Keep the protection of the actual invention, but ensure that anyone can distribute, as long as they pay the royalty, which must be set publicly, and without discrimination.
The second reason why the current IP system is overshooting, is Information Technology and software.
As I have written before, more and more products and services are software based, become software, or have software as their main added value.
But unfortunately, patent offices don’t understand software. They seem to think that simple improvements, such as backing up a file, or improving a process from two clicks to one click, are patentable inventions.
This shows a staggering ignorance on how innovation in software actually occurs.
But it also lowers the threshold, and makes it possible to obtain a monopoly on any computer function that didn’t exist in the same way before.
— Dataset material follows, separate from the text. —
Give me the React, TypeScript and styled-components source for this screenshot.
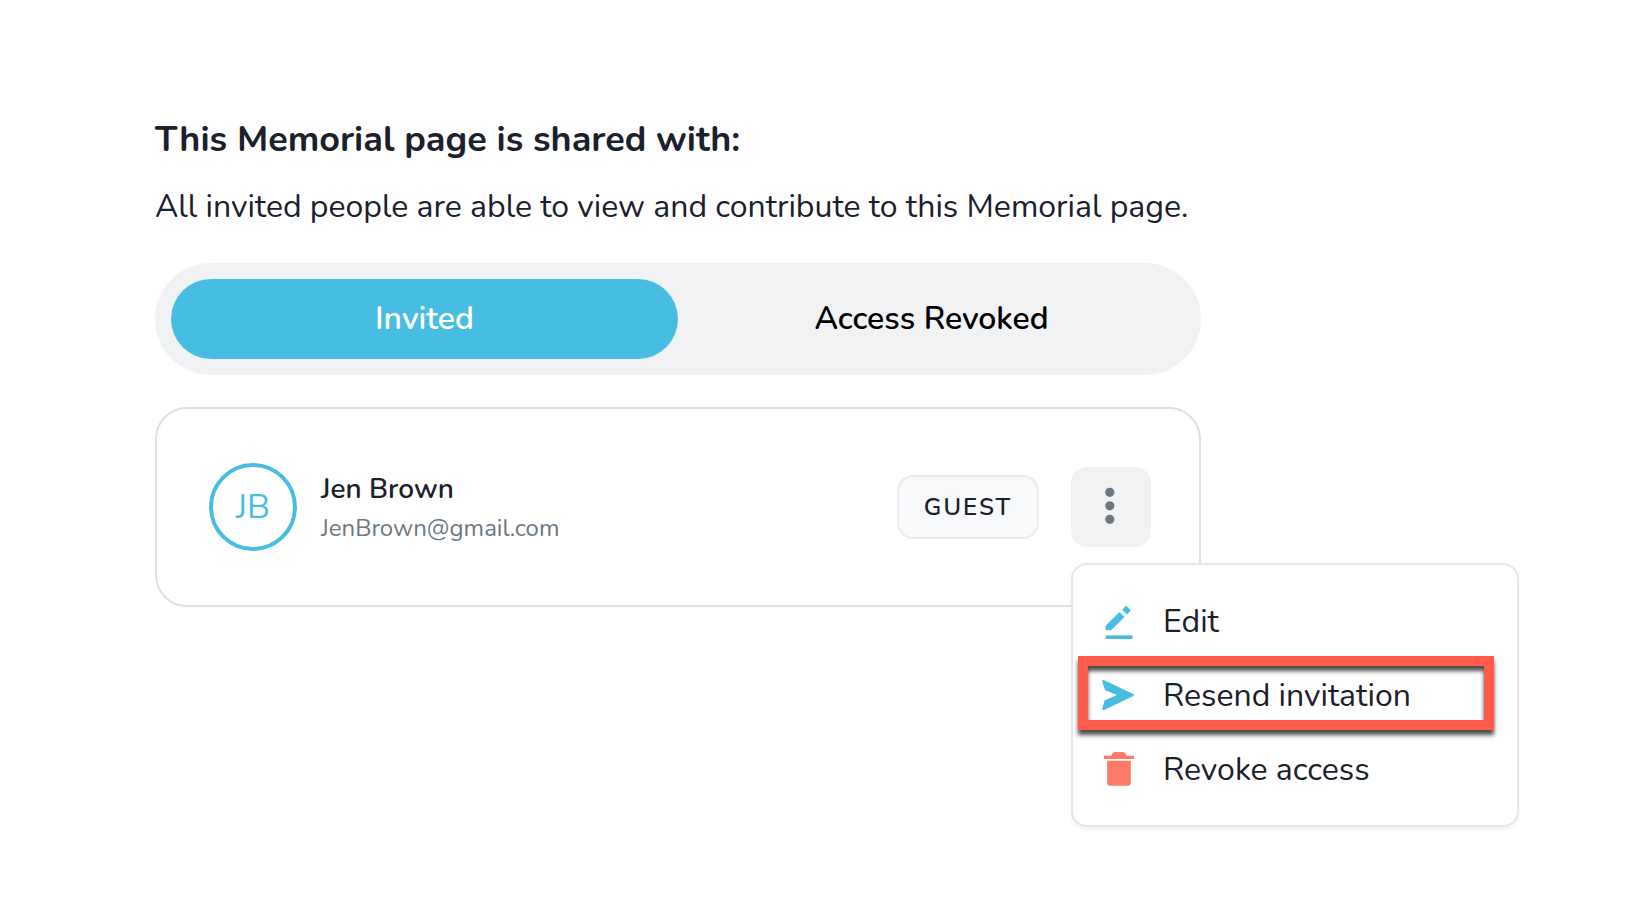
import React, { useState } from "react";
import styled, { createGlobalStyle } from "styled-components";

const color = {
  ink: "#1a202c",
  muted: "#6c7883",
  accent: "#47bee1",
  danger: "#ff7a66",
  surface: "#f1f2f4",
  line: "#dde1e6",
  menuLine: "#e2e8f2",
  highlight: "#ff5a4b",
};

const GlobalStyle = createGlobalStyle`
  *, *::before, *::after { box-sizing: border-box; }
  body {
    margin: 0;
    background: #ffffff;
    color: ${color.ink};
    font-family: Nunito, Lato, "Liberation Sans", sans-serif;
  }
  button { font: inherit; color: inherit; border: 0; cursor: pointer; }
`;

const Page = styled.main`
  max-width: 1201px;
  min-height: 100vh;
  padding: 116px 0 80px 155px;
`;

const Title = styled.h1`
  margin: 0;
  font-size: 36px;
  font-weight: 700;
  line-height: 48px;
`;

const Description = styled.p`
  margin: 19px 0 0;
  font-size: 32px;
  line-height: 48px;
`;

const Tabs = styled.div`
  display: flex;
  margin-top: 32px;
  padding: 16px;
  border-radius: 56px;
  background: ${color.surface};
`;

const Tab = styled.button<{ $active: boolean }>`
  flex: 1;
  height: 80px;
  padding: 0 0 2px;
  border-radius: 40px;
  background: ${(p) => (p.$active ? color.accent : "transparent")};
  color: ${(p) => (p.$active ? "#ffffff" : "#000000")};
  font-size: 32px;
  font-weight: 600;
`;

const GuestCard = styled.section`
  display: flex;
  align-items: center;
  height: 200px;
  margin-top: 32px;
  padding: 0 48px 0 52px;
  border: 2px solid ${color.line};
  border-radius: 32px;
`;

const Avatar = styled.div`
  display: grid;
  place-items: center;
  width: 88px;
  height: 88px;
  border: 4px solid ${color.accent};
  border-radius: 50%;
  color: ${color.accent};
  font-size: 34px;
`;

const Identity = styled.div`
  flex: 1;
  margin-left: 24px;
  padding-top: 2px;
`;

const Name = styled.div`
  font-size: 28px;
  font-weight: 600;
  line-height: 40px;
`;

const Email = styled.div`
  color: ${color.muted};
  font-size: 24px;
  line-height: 38px;
`;

const RoleBadge = styled.span`
  display: grid;
  place-items: center;
  width: 142px;
  height: 64px;
  border: 2px solid #e9ebef;
  border-radius: 16px;
  background: #f8f9fb;
  font-size: 24px;
  font-weight: 600;
  letter-spacing: 2px;
`;

const MenuAnchor = styled.div`
  position: relative;
  margin-left: 32px;
`;

const MoreButton = styled.button`
  display: grid;
  place-items: center;
  width: 80px;
  height: 80px;
  padding: 0;
  border-radius: 16px;
  background: ${color.surface};
`;

const Menu = styled.div`
  position: absolute;
  top: calc(100% + 16px);
  left: 0;
  width: 448px;
  padding: 19px 0;
  border: 2px solid ${color.menuLine};
  border-radius: 16px;
  background: #ffffff;
  box-shadow: 0 2px 4px rgba(0, 0, 0, 0.06);
`;

const MenuItem = styled.button`
  position: relative;
  display: flex;
  align-items: center;
  gap: 24px;
  width: 100%;
  height: 74px;
  padding: 0 26px;
  background: transparent;
  font-size: 32px;
  text-align: left;
`;

const Highlight = styled.span`
  position: absolute;
  inset: -2px 23px 2px 5px;
  border: 10px solid ${color.highlight};
  filter: drop-shadow(0 5px 2px rgba(0, 0, 0, 0.7));
  pointer-events: none;
`;

const DotsIcon = () => (
  <svg width="40" height="40" viewBox="0 0 40 40" fill={color.muted} aria-hidden="true">
    <circle cx="18.800" cy="5.300" r="4.600" />
    <circle cx="18.800" cy="18.800" r="4.600" />
    <circle cx="18.800" cy="32.300" r="4.600" />
  </svg>
);

const EditIcon = () => (
  <svg width="40" height="40" viewBox="0 0 40 40" fill={color.accent} aria-hidden="true">
    <path d="M6.700 29.200V24.700L20.500 10.900L25.500 15.900L12 29.200Z" />
    <path d="M23.200 8.900L27 4.600L31.800 9.400L28 13.600Z" />
    <path d="M6.700 34.400H33.500V38H6.700Z" />
  </svg>
);

const SendIcon = () => (
  <svg width="40" height="40" viewBox="0 0 40 40" fill={color.accent} aria-hidden="true">
    <path d="M5.300 5.200L34.200 19Q36 20 34.200 21L5.300 34.900Q3 35.600 3.200 33.600L5.600 25.700Q5.800 25.100 6.500 24.900L18 20L6.900 15.600Q6 15.200 5.800 14.500L3.200 6.800Q2.800 4.500 5.300 5.200Z" />
  </svg>
);

const TrashIcon = () => (
  <svg width="40" height="40" viewBox="0 0 40 40" fill={color.danger} aria-hidden="true">
    <path d="M5 6.800H12.300Q13.200 3 16 3H24.200Q26.500 3 27.600 6.800H35V10H5Z" />
    <path d="M8.200 11.800H31.800V33.500Q31.800 36.800 28.500 36.800H11.500Q8.200 36.800 8.200 33.500Z" />
  </svg>
);

const tabs = ["Invited", "Access Revoked"];

const actions = [
  { label: "Edit", Icon: EditIcon, highlighted: false },
  { label: "Resend invitation", Icon: SendIcon, highlighted: true },
  { label: "Revoke access", Icon: TrashIcon, highlighted: false },
];

export default function App() {
  const [activeTab, setActiveTab] = useState(tabs[0]);
  const [menuOpen, setMenuOpen] = useState(true);

  return (
    <>
      <GlobalStyle />
      <Page>
        <Title>This Memorial page is shared with:</Title>
        <Description>
          All invited people are able to view and contribute to this Memorial page.
        </Description>
        <Tabs role="tablist">
          {tabs.map((tab) => (
            <Tab
              key={tab}
              type="button"
              role="tab"
              aria-selected={tab === activeTab}
              $active={tab === activeTab}
              onClick={() => setActiveTab(tab)}
            >
              {tab}
            </Tab>
          ))}
        </Tabs>
        <GuestCard>
          <Avatar>JB</Avatar>
          <Identity>
            <Name>Jen Brown</Name>
            <Email>JenBrown@gmail.com</Email>
          </Identity>
          <RoleBadge>GUEST</RoleBadge>
          <MenuAnchor>
            <MoreButton
              type="button"
              aria-label="More actions"
              aria-haspopup="menu"
              aria-expanded={menuOpen}
              onClick={() => setMenuOpen(!menuOpen)}
            >
              <DotsIcon />
            </MoreButton>
            {menuOpen && (
              <Menu role="menu">
                {actions.map(({ label, Icon, highlighted }) => (
                  <MenuItem key={label} type="button" role="menuitem">
                    <Icon />
                    {label}
                    {highlighted && <Highlight />}
                  </MenuItem>
                ))}
              </Menu>
            )}
          </MenuAnchor>
        </GuestCard>
      </Page>
    </>
  );
}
By doing that, the patent offices effectively hand existing businesses (and patent trolls) the power to levy a private tax on any potential competitor who might threaten their dominance in a given market, as long as they apply for sufficient patents.
Should we abolish software patents? No, we just have to make it a lot harder to obtain them, by applying a real “inventive step” or “non-obvious” test, and by limiting them to the specific way in which the invention operates.
Copyright? I’ll deal with that in another series of blogs – just one question: how does protection after the life of the creator enhance creativity?
Finally, it would be nice if essential players like the EU commission, when they publish about IPRs, don’t make the mistake of simply copying statements of lobbyists for established (old) businesses, in claiming that “IPRs are like other property”. They are not – IPRs are limited exclusive rights for a specific purpose. If you don’t get your basic facts right, how can you have a proper policy?
Luckily, the debate seems to have started on the public forum, where it belongs.